Ao grupo de trabalho que liderou – e que propôs a introdução de deduções fixas e de um quociente familiar para incluir os filhos e ascendentes a cargo no cálculo do rendimento colectável do IRS – não cabia propor medidas compensatórias, afirmou Rui Duarte Morais, lembrando que o grupo de dez peritos fiscais alertou para o facto de este problema existir.

Rui Duarte Morais afirmou que algumas simulações publicadas nos jornais assentam “em larga medida na exploração, quase ao máximo, daquilo que era dedução que tinha maior coeficiente de conversão e um tecto relativamente elevado, que eram as despesas de educação”. Reafirmou: “Quando se está a legislar, temos de pensar que estamos a trabalhar para o universo das pessoas. Há sempre casos que se afastam do padrão”.
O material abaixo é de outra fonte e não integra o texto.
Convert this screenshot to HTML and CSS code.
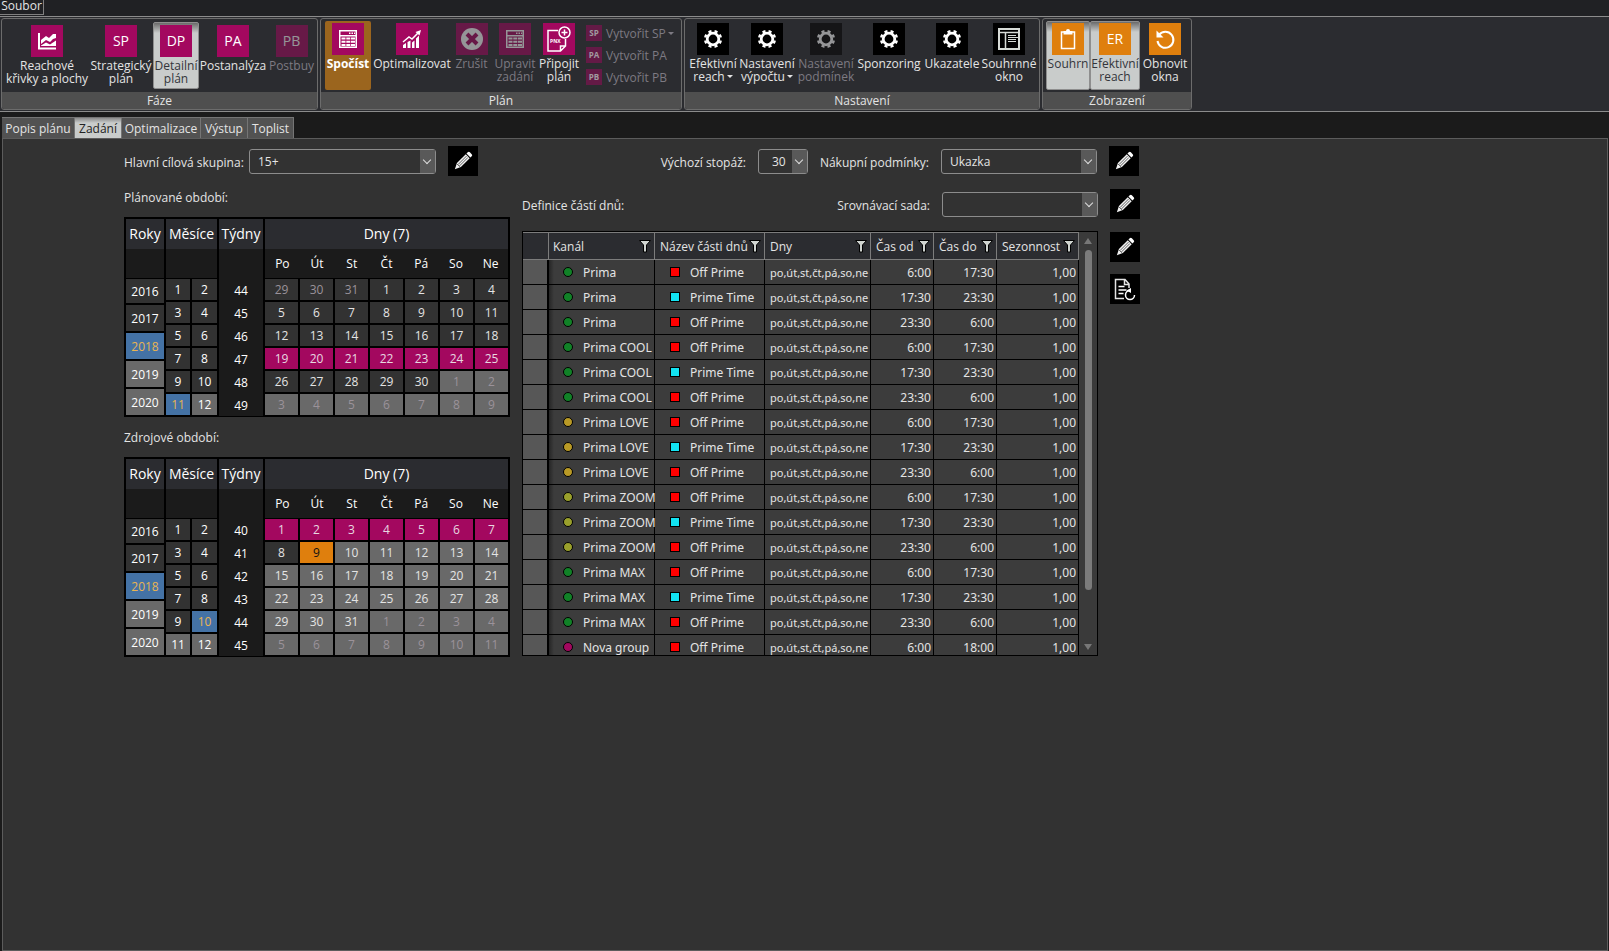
FILE: index.html
```html
<!DOCTYPE html>
<html lang="cs">
<head>
<meta charset="utf-8">
<title>Detailní plán</title>
<link rel="stylesheet" href="styles.css">
</head>
<body>
<svg class="defs" aria-hidden="true">
  <symbol id="gear" viewBox="0 0 32 32"><circle cx="16" cy="16" r="5.800" fill="none" stroke="currentColor" stroke-width="2.800"/><circle cx="16" cy="16" r="7.900" fill="none" stroke="currentColor" stroke-width="2.400" pathLength="16" stroke-dasharray="1 1" stroke-dashoffset="-.5"/></symbol>
  <symbol id="calc" viewBox="0 0 32 32"><path fill="none" stroke="currentColor" stroke-width="1.500" d="M7.750 7.750h16.500v16.500H7.750z"/><path fill="currentColor" d="M8 12h16v1.500H8zM17 9.500h1.500v1.500H17zm2.500 0H21v1.500h-1.500zm2.500 0h1v1.500h-1zM9.500 14.500h4v2h-4zm4.800 0h4v2h-4zm4.700 0h4v2h-4zM9.500 17.700h4v2h-4zm4.800 0h4v2h-4zm4.700 0h4v2h-4zM9.500 21h4v2h-4zm4.800 0h4v2h-4zm4.700 0h4v2h-4z"/></symbol>
  <symbol id="pencil" viewBox="0 0 30 30"><g transform="rotate(45 15 15)"><path fill="#fff" d="M12.200 5.500q0-1.500 1.500-1.500h2.600q1.500 0 1.500 1.500v1.800h-5.600z"/><path fill="#f2f2f2" d="M12.200 8.300h5.600v12.500l-2.800 5.700-2.800-5.700z"/><path fill="none" stroke="#444" stroke-width=".8" d="M14 9v12M16 9v12M13 21.300h4"/></g></symbol>
  <symbol id="funnel" viewBox="0 0 12 14"><path fill="#d0d4d0" stroke="#000" d="M.5 1.500h11L7.500 6v7h-3V6z"/></symbol>
</svg>

<header class="menubar"><button class="file">Soubor</button></header>

<div class="ribbon">
  <section class="group low">
    <div class="tools">
      <button class="tool w84"><svg class="tile pink" viewBox="0 0 32 32"><path fill="none" stroke="#fff" stroke-width="2" d="M8 8v15.500h17"/><path fill="#fff" d="M10 15l5-4 3 2 4-4 3 0v4l-3 1-3 3-4-2-5 4z"/><path fill="#fff" d="M10 20.500l5-3 4 2 6-4v5.500H10z"/></svg><span>Reachové<br>křivky a plochy</span></button>
      <button class="tool w64"><span class="tile pink">SP</span><span>Strategický<br>plán</span></button>
      <button class="tool w46 on"><span class="tile pink">DP</span><span>Detailní<br>plán</span></button>
      <button class="tool w68"><span class="tile pink">PA</span><span>Postanalýza</span></button>
      <button class="tool w49" disabled><span class="tile pink">PB</span><span>Postbuy</span></button>
    </div>
    <h2>Fáze</h2>
  </section>
  <section class="group">
    <div class="tools plan">
      <button class="tool w46 run"><svg class="tile pink"><use href="#calc"/></svg><span>Spočíst</span></button>
      <button class="tool w82"><svg class="tile pink" viewBox="0 0 32 32"><path fill="#fff" d="M7 22l3-2v5H7zM11.500 19l3-1.500V25h-3zM16 19.500l2.500-2V25H16zM20 15.500l3-3V25h-3z"/><path fill="none" stroke="#fff" stroke-width="1.500" d="M7 19l6-5 3 2 7-7"/><path fill="#fff" d="M19.500 9l5.500-2-1.500 5.500z"/></svg><span>Optimalizovat</span></button>
      <button class="tool w37" disabled><svg class="tile pink" viewBox="0 0 32 32"><circle cx="16" cy="16" r="11" fill="#fff"/><path stroke="#a3085f" stroke-width="4" d="M11 11l10 10M21 11L11 21"/></svg><span>Zrušit</span></button>
      <button class="tool w50" disabled><svg class="tile pink"><use href="#calc"/></svg><span>Upravit<br>zadání</span></button>
      <button class="tool w38"><svg class="tile pink" viewBox="0 0 32 32"><path fill="none" stroke="#fff" stroke-width="1.500" d="M15 7.500H5v20.500h12.500l5-5V16M17.500 28v-5h5"/><circle cx="21.500" cy="9.500" r="5.500" fill="none" stroke="#fff" stroke-width="1.500"/><path stroke="#fff" stroke-width="1.500" d="M21.500 6.500v6M18.500 9.500h6"/><text x="7" y="19.500" class="pnx">PNX</text></svg><span>Připojit<br>plán</span></button>
      <div class="minis">
        <button class="mini" disabled><span class="chip">SP</span>Vytvořit SP<i class="caret"></i></button>
        <button class="mini" disabled><span class="chip">PA</span>Vytvořit PA</button>
        <button class="mini" disabled><span class="chip">PB</span>Vytvořit PB</button>
      </div>
    </div>
    <h2>Plán</h2>
  </section>
  <section class="group">
    <div class="tools setup">
      <button class="tool w54"><svg class="tile black"><use href="#gear"/></svg><span>Efektivní<br>reach<i class="caret"></i></span></button>
      <button class="tool w54"><svg class="tile black"><use href="#gear"/></svg><span>Nastavení<br>výpočtu<i class="caret"></i></span></button>
      <button class="tool w64" disabled><svg class="tile black"><use href="#gear"/></svg><span>Nastavení<br>podmínek</span></button>
      <button class="tool w62"><svg class="tile black"><use href="#gear"/></svg><span>Sponzoring</span></button>
      <button class="tool w64"><svg class="tile black"><use href="#gear"/></svg><span>Ukazatele</span></button>
      <button class="tool w50"><svg class="tile black" viewBox="0 0 32 32"><path fill="none" stroke="#d8dcd8" stroke-width="2" d="M6 6h20v20H6z"/><path fill="none" stroke="#d8dcd8" d="M6 9.500h20M12.500 9v17" stroke-width="1.500"/><path stroke="#d8dcd8" d="M15 12.500h8M15 14.500h10M15 16.500h8M15 18.500h8"/></svg><span>Souhrnné<br>okno</span></button>
    </div>
    <h2>Nastavení</h2>
  </section>
  <section class="group">
    <div class="tools">
      <button class="tool w44 on"><svg class="tile orange" viewBox="0 0 32 32"><path fill="none" stroke="#fff" stroke-width="1.500" d="M9.500 9h13v16.500h-13z"/><path fill="#fff" d="M11.500 8h2.500a2 2 0 0 1 4 0h2.500v3.500h-9z"/></svg><span>Souhrn</span></button>
      <button class="tool w50 on"><span class="tile orange">ER</span><span>Efektivní<br>reach</span></button>
      <button class="tool w50"><svg class="tile orange" viewBox="0 0 32 32"><path fill="none" stroke="#fff" stroke-width="2" d="M10 12a8 8 0 1 1-1.500 6"/><path fill="#fff" d="M7.500 7.500v7h7z"/></svg><span>Obnovit<br>okna</span></button>
    </div>
    <h2>Zobrazení</h2>
  </section>
</div>

<nav class="tabs">
  <button class="tab w73">Popis plánu</button><button class="tab w47 active">Zadání</button><button class="tab w79">Optimalizace</button><button class="tab w47">Výstup</button><button class="tab w46">Toplist</button>
</nav>

<main class="page">
  <div class="left">
    <div class="field target">
      <label for="target">Hlavní cílová skupina:</label>
      <span class="combo wide"><select id="target"><option>15+</option></select></span>
      <button class="icon" aria-label="Upravit cílovou skupinu"><svg><use href="#pencil"/></svg></button>
    </div>
    <h3>Plánované období:</h3>
    <div class="calendar" id="planned"></div>
    <h3 class="second">Zdrojové období:</h3>
    <div class="calendar" id="source"></div>
  </div>

  <div class="right">
    <div class="field top">
      <label for="length">Výchozí stopáž:</label>
      <span class="combo short"><select id="length"><option>30</option></select></span>
      <label for="terms">Nákupní podmínky:</label>
      <span class="combo medium"><select id="terms"><option>Ukazka</option></select></span>
      <button class="icon" aria-label="Upravit nákupní podmínky"><svg><use href="#pencil"/></svg></button>
    </div>
    <div class="field sets">
      <span class="caption">Definice částí dnů:</span>
      <label for="set">Srovnávací sada:</label>
      <span class="combo medium"><select id="set"><option></option></select></span>
      <button class="icon" aria-label="Upravit srovnávací sadu"><svg><use href="#pencil"/></svg></button>
    </div>
    <div class="dayparts">
      <div class="gridbox">
        <table>
          <colgroup><col class="c0"><col class="c1"><col class="c2"><col class="c3"><col class="c4"><col class="c4"><col class="c5"></colgroup>
          <thead><tr><th></th><th>Kanál</th><th>Název části dnů</th><th>Dny</th><th>Čas od</th><th>Čas do</th><th>Sezonnost</th></tr></thead>
          <tbody id="rows"></tbody>
        </table>
        <div class="scroll"><i class="up"></i><i class="thumb"></i><i class="down"></i></div>
      </div>
      <div class="side">
        <button class="icon" aria-label="Upravit části dnů"><svg><use href="#pencil"/></svg></button>
        <button class="icon" aria-label="Obnovit části dnů"><svg viewBox="0 0 30 30"><path fill="none" stroke="#e4e4e4" stroke-width="1.500" d="M14 24.500H5.500v-19h9.500l4 4.500v4M14.500 6v4.500h4"/><path stroke="#fff" stroke-width="1.500" d="M8.500 12.500h6M8.500 16h8M8.500 19.500h5"/><path fill="none" stroke="#fff" stroke-width="1.500" d="M24.500 21a4.500 4.500 0 1 1-4.500-4.500"/><path fill="#fff" d="M16.500 16.500l4.500-2.500v5z"/></svg></button>
      </div>
    </div>
  </div>
</main>
<script src="app.js"></script>
</body>
</html>
```

FILE: styles.css
```css
* { box-sizing: border-box; }
body {
  margin: 0;
  min-height: 100vh;
  display: flex;
  flex-direction: column;
  background: #1b1b1b;
  color: #e4e4e4;
  font: 12px/13px "Open Sans", "Noto Sans", sans-serif;
}
button, select { font: inherit; color: inherit; margin: 0; padding: 0; border: 0; background: none; border-radius: 0; }
h2, h3 { margin: 0; font: inherit; }
.defs { position: absolute; width: 0; height: 0; }

.menubar { display: flex; height: 16px; background: #202124; }
.file { width: 44px; height: 15px; padding-bottom: 2px; line-height: 12px; border: solid #808080; border-width: 0 1px 1px 0; }

.ribbon { display: flex; gap: 2px; padding: 1px; border: solid #8c8c8c; border-width: 1px 0; background: #2b2c30; }
.group { border: 1px solid #6c6c6c; border-radius: 3px; overflow: hidden; }
.group h2 { height: 17px; line-height: 17px; text-align: center; background: #4f4f4f; }
.tools { display: flex; align-items: flex-start; height: 73px; padding: 2px 1px 0 3px; }
.plan { padding-left: 4px; padding-right: 4px; }
.setup { padding: 2px 5px 0 1px; }
.tool { display: flex; flex-direction: column; align-items: center; height: 69px; padding-top: 2px; text-align: center; white-space: nowrap; border-radius: 2px; }
.tile { flex: none; width: 32px; height: 32px; margin-bottom: 2px; line-height: 32px; font-size: 14px; color: #fff; }
.pink { background: #a3085f; }
.black { background: #000; }
.orange { background: #df7f0d; }
.tool:disabled { color: #7d7a82; }
.tool:disabled .tile { opacity: .5; }
.on { background: linear-gradient(#6a6a6a, #c9cccb 10px); color: #33353b; border: 1px solid #8e8e8e; padding-top: 1px; }
.low .tool { padding-top: 4px; }
.low .on { margin-top: 1px; height: 67px; padding-top: 2px; }
.run { background: #9b651e; color: #fff; font-weight: bold; }
.pnx { font: bold 5px "Open Sans", sans-serif; fill: #fff; }
.minis { display: flex; flex-direction: column; gap: 6px; width: 99px; padding: 4px 0 0 8px; }
.mini { display: flex; align-items: center; height: 16px; color: #7d7a82; white-space: nowrap; }
.chip { width: 16px; height: 16px; margin-right: 4px; background: #641a46; color: #a19aa0; font: bold 8px/16px "Open Sans", sans-serif; text-align: center; }
.caret { display: inline-block; margin-left: 2px; vertical-align: 3px; border: solid transparent; border-width: 3px 3px 0; border-top-color: currentColor; }

.w37 { width: 37px; } .w38 { width: 38px; } .w44 { width: 44px; } .w46 { width: 46px; }
.w47 { width: 47px; } .w49 { width: 49px; } .w50 { width: 50px; } .w54 { width: 54px; }
.w62 { width: 62px; } .w64 { width: 64px; } .w68 { width: 68px; } .w73 { width: 73px; }
.w79 { width: 79px; } .w82 { width: 82px; } .w84 { width: 84px; }

.tabs { display: flex; padding: 5px 2px 0; }
.tab { height: 21px; padding-top: 1px; border: solid #757575; border-width: 1px 1px 0 0; background: #525252; white-space: nowrap; }
.active { background: linear-gradient(#8a8a8a, #c9cccb 5px); color: #222; }

.page { flex: 1; display: flex; align-items: flex-start; gap: 12px; margin: 0 1px 0 2px; padding: 7px 0 0 121px; border: 1px solid #5c5c5c; background: #323232; }
.left { width: 386px; }
.right { width: 618px; }
.field { display: flex; align-items: center; height: 30px; white-space: nowrap; }
.field label, .caption { padding-top: 2px; }
.icon { width: 30px; height: 30px; background: #000; flex: none; }
.icon svg { display: block; width: 30px; height: 30px; }
.combo { position: relative; height: 25px; border: 1px solid #8c8c8c; border-radius: 3px; flex: none; }
.combo::before { content: ""; position: absolute; right: 0; top: 0; width: 15px; height: 23px; background: #595959; }
.combo::after { content: ""; position: absolute; right: 5px; top: 7px; width: 5px; height: 5px; border: solid #ddd; border-width: 0 1px 1px 0; transform: rotate(45deg); }
.combo select { appearance: none; position: relative; width: 100%; height: 23px; padding-left: 8px; }
.wide { width: 187px; }
.medium { width: 156px; }
.short { width: 50px; }
.combo.short select { padding-left: 13px; }
.target { justify-content: space-between; margin-right: 32px; }
.target .combo { margin-left: auto; margin-right: 12px; }
.left h3 { margin: 15px 0 12px; line-height: 14px; }
.left h3.second { margin: 14px 0 12px; }
.top .combo, .sets .combo { margin: 0 12px; }
.top { justify-content: flex-end; padding-right: 1px; }
.sets { margin-top: 13px; }
.caption { margin-right: auto; }

.calendar { display: grid; grid-template-columns: 38px 51px 44px 1fr; column-gap: 2px; height: 200px; padding: 1px; border: 1px solid #000; background: #000; color: #fff; }
.col { display: flex; flex-direction: column; }
.head { height: 30px; line-height: 30px; font-size: 14px; text-align: center; background: #2b2c30; white-space: nowrap; }
.sub { display: flex; height: 29px; line-height: 30px; background: #1b1b1b; }
.sub span { flex: 1; text-align: center; }
.cells { display: grid; gap: 2px; margin-top: 1px; height: 136px; }
.years { grid-template-rows: 24px repeat(4, 26px); }
.months { grid-template-columns: 24px 25px; grid-auto-rows: 21px; }
.days { grid-template-columns: repeat(7, 1fr); grid-auto-rows: 21px; color: #e4e4e4; }
.weeks { display: block; height: 138px; margin: 0; background: #1b1b1b; text-align: center; }
.weeks span { display: block; height: 23px; line-height: 25px; }
.cell { background: #323232; text-align: center; }
.off { background: #696969; }
.mute { color: #9b929a; }
.sel { background: #4472a5; color: #e9b452; }
.pick { background: #a3085f; color: #e8d8e0; }
.today { background: #df7f0d; color: #111; }

.dayparts { display: flex; gap: 12px; margin-top: 12px; }
.gridbox { display: flex; width: 576px; height: 425px; overflow: hidden; border: 1px solid #000; background: #323232; }
table { width: 556px; table-layout: fixed; border-collapse: separate; border-spacing: 0; height: max-content; flex: none; font-family: "Noto Sans", sans-serif; }
.c0 { width: 26px; } .c1 { width: 106px; } .c2 { width: 110px; } .c3 { width: 106px; } .c4 { width: 63px; } .c5 { width: 82px; }
th { height: 28px; padding: 0 0 0 5px; background: #2b2c30; border: solid #7c7c7c; border-width: 1px 1px 1px 0; font-weight: normal; font-family: "Open Sans", sans-serif; text-align: left; white-space: nowrap; }
th:nth-child(2) { padding-left: 4px; }
.hd { display: flex; align-items: center; justify-content: space-between; padding-right: 3px; }
.hd svg { width: 12px; height: 14px; flex: none; }
td { height: 25px; padding: 0 2px 0 5px; background: #3c3c3c; border: solid #000; border-width: 0 1px 1px 0; white-space: nowrap; }
td:first-child { background: #575757; border-right-width: 2px; }
td:nth-child(2) { padding-left: 4px; background: linear-gradient(90deg, #262626, #3c3c3c 5px); }
td:nth-child(4) { font-size: 11px; }
td:nth-child(n+5) { text-align: right; }
.mark { display: flex; align-items: center; }
.dot { flex: none; width: 10px; height: 10px; margin: 0 10px; border: 1px solid #000; border-radius: 5px; }
.box { flex: none; width: 10px; height: 10px; margin: 0 10px; border: 1px solid #000; }
.green { background: #118227; } .gold { background: #b99a26; } .olive { background: #9aa02c; } .plum { background: #a3085f; }
.red { background: #f00; } .cyan { background: #12e3f2; }
.scroll { flex: 1; display: flex; flex-direction: column; align-items: center; padding: 6px 0 5px; background: #3a3a3a; }
.up { border: solid transparent; border-width: 0 4px 6px; border-bottom-color: #777; }
.thumb { width: 7px; height: 340px; margin: 6px 0 auto; border-radius: 4px; background: #7b7b7b; }
.down { border: solid transparent; border-width: 6px 4px 0; border-top-color: #777; }
.side { display: flex; flex-direction: column; gap: 12px; padding-top: 1px; }
```

FILE: app.js
```js
const range = (from, to) => Array.from({ length: to - from + 1 }, (_, i) => from + i);
const cell = (text, cls) => `<button class="cell ${cls}">${text}</button>`;

function calendar(id, { month, firstWeek, days, dayClass }) {
  const years = range(2016, 2020).map(y => cell(y, y === 2018 ? 'sel' : y > 2018 ? 'off' : ''));
  const months = range(1, 12).map(m => cell(m, m === month ? 'sel' : m > month ? 'off' : ''));
  const weeks = range(firstWeek, firstWeek + 5).map(w => `<span>${w}</span>`);
  const names = ['Po', 'Út', 'St', 'Čt', 'Pá', 'So', 'Ne'].map(n => `<span>${n}</span>`);
  document.getElementById(id).innerHTML = `
    <div class="col"><div class="head">Roky</div><div class="sub"></div><div class="cells years">${years.join('')}</div></div>
    <div class="col"><div class="head">Měsíce</div><div class="sub"></div><div class="cells months">${months.join('')}</div></div>
    <div class="col"><div class="head">Týdny</div><div class="sub"></div><div class="weeks">${weeks.join('')}</div></div>
    <div class="col"><div class="head">Dny (7)</div><div class="sub">${names.join('')}</div>
      <div class="cells days">${days.map((d, i) => cell(d, dayClass(i))).join('')}</div></div>`;
}

calendar('planned', {
  month: 11,
  firstWeek: 44,
  days: [...range(29, 31), ...range(1, 30), ...range(1, 9)],
  dayClass: i => i < 3 ? 'mute' : i >= 33 ? 'off mute' : i >= 21 && i < 28 ? 'pick' : '',
});
calendar('source', {
  month: 10,
  firstWeek: 40,
  days: [...range(1, 31), ...range(1, 11)],
  dayClass: i => i < 7 ? 'pick' : i === 7 ? '' : i === 8 ? 'today' : i < 31 ? 'off' : 'off mute',
});

const slots = [['Off Prime', 'red', '6:00', '17:30'], ['Prime Time', 'cyan', '17:30', '23:30'], ['Off Prime', 'red', '23:30', '6:00']];
const channels = [['Prima', 'green'], ['Prima COOL', 'green'], ['Prima LOVE', 'gold'], ['Prima ZOOM', 'olive'], ['Prima MAX', 'green']];
const rows = channels.flatMap(c => slots.map(s => [...c, ...s]));
rows.push(['Nova group', 'plum', 'Off Prime', 'red', '6:00', '18:00']);
document.getElementById('rows').innerHTML = rows.map(([name, dot, part, box, from, to]) => `<tr><td></td>
  <td><div class="mark"><i class="dot ${dot}"></i>${name}</div></td>
  <td><div class="mark"><i class="box ${box}"></i>${part}</div></td>
  <td>po,út,st,čt,pá,so,ne</td><td>${from}</td><td>${to}</td><td>1,00</td></tr>`).join('');

document.querySelectorAll('th').forEach(th => {
  if (th.textContent) {
    th.innerHTML = `<div class="hd">${th.textContent}<svg><use href="#funnel"/></svg></div>`;
  }
});
```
O fiscalista procurou ainda desfazer a ideia de que uma reforma fiscal deve cumprir o papel de estímulo à natalidade, ainda que as medidas no IRS tenham em conta a dimensão do agregado familiar.

“Obviamente que o IRS não faz estimular a natalidade. Não estou a ver ninguém a fazer filhos por razões fiscais. Como costumo dizer um bocado a brincar: não estou a ver, agora, a declaração do IRS transformada num afrodisíaco”, ironizou. A questão, disse, passa por assegurar que “os que existem” são tratados justamente.